“Didn’t have the “it factor” like recent similar films of its kind”

by Rachel Wilford

Criminal is one of those movies that you forget about not long after watching it. It was not terrible to the point that it burns itself painfully in the brain, and it was not fantastic enough to want to see again. There was nothing quite special enough to push it past mediocre.

The film surrounds the life of Bill Pope (Ryan Reynolds), a CIA agent who is the only person that knows the whereabouts of a hacker known as the Dutchman. This hacker has access to computer technologies that control the world’s nuclear defense codes. Pope is murdered by Xavier Heimdahl, who wants the computer codes, and the CIA is desperate to find a way to recover what Pope knew about the Dutchman. They contact a doctor who has been experimenting on animals to come up with a treatment that can transfer memories from a dead mammal to a live mammal and quickly decide to try the treatment on Pope’s brain. They choose their live mammal: an inmate named Jericho (Kevin Costner) who has a rare frontal lobe disorder which makes him unable to experience emotions or pain. The memories are transferred from Bill Pope to Jericho, but Jericho is not as willing to cooperate as the CIA had hoped.

My attention was kept for the duration of the film, and it was admittedly interesting and exciting. But it just didn’t have the “it factor” like recent similar films of its kind, such as Eye in the Sky. The movie lacked likable characters, relatable situations, and the ability to really latch onto its audience.

Criminal
Directed by
Ariel Vromen
Cast
Kevin Costner, Ryan Reynolds, Gal Gadot
Release Date
15 April 2016
Rachel’s Grade: C


Kevin Costner does a fine job playing Jericho, however, his aimless grunting and groaning did begin to annoy after awhile. I also just got tired of Jericho’s inability to feel remorse, and his lack of manners as well as his inability to recognize social norms became unsettling. Innocent bystanders would suddenly be beaten, robbed, ridiculed, and killed for absolutely no reason other than that they were just in the wrong place at the wrong time. This aspect of the film starts to work against itself in that the audience really starts to loathe the main character and almost actively roots against him.
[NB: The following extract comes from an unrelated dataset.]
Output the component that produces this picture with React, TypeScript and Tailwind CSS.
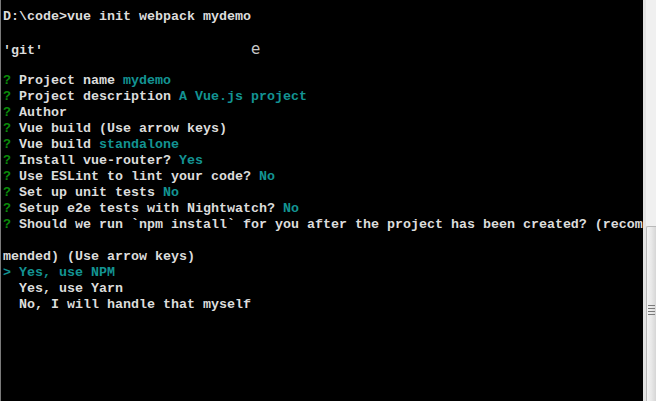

Gal Gadot, who plays Jillian, the wife of Bill Pope, has a really displeasing performance. Except for the flashback moments of her in Bill’s memories, Gadot keeps the exact same facial expression for the entire film. Sadness, surprise, satisfaction: all the same, wide-eyed pout. I kept waiting for something, some sort of spark, but nothing came. She makes for a better mysterious Wonder Woman than she does a doting wife and mother.

Costner and Gadot also were quite awkward together. There were scenes that I thought their twisted set of circumstances might lead them toward some sort of romantic moment. I cringed at the thought of Gadot getting swept away by some emotionless convict that had all of her husband’s memories trapped inside his brain…it was too weird, and although I feared it might happen, thankfully it never did.

What the movie does have going for it, though, is that it doesn’t waste any time. It jumps right into Pope’s situation, then his death, and then meeting Jericho, and so on. It grabs you from the start and tugs you along for the rest of the ride. However, there were instances that I was left wondering about certain things for quite a long time before getting an explanation. One thing I was puzzled about for almost the first hour of the movie was if Jillian knew Bill was in the CIA or if she thought he mysteriously died at some mundane desk job. Another lagging mystery was if Jericho still had all of his own thoughts and memories when Bill’s were transferred into his mind, or if he had only Bill’s. The film tries to progress and drag you with it, but you are still stuck on a few unexplained pieces of the plot and it’s hard to really get on board.

All in all, this film did just about everything it could possibly do to be great…but it just frankly wasn’t.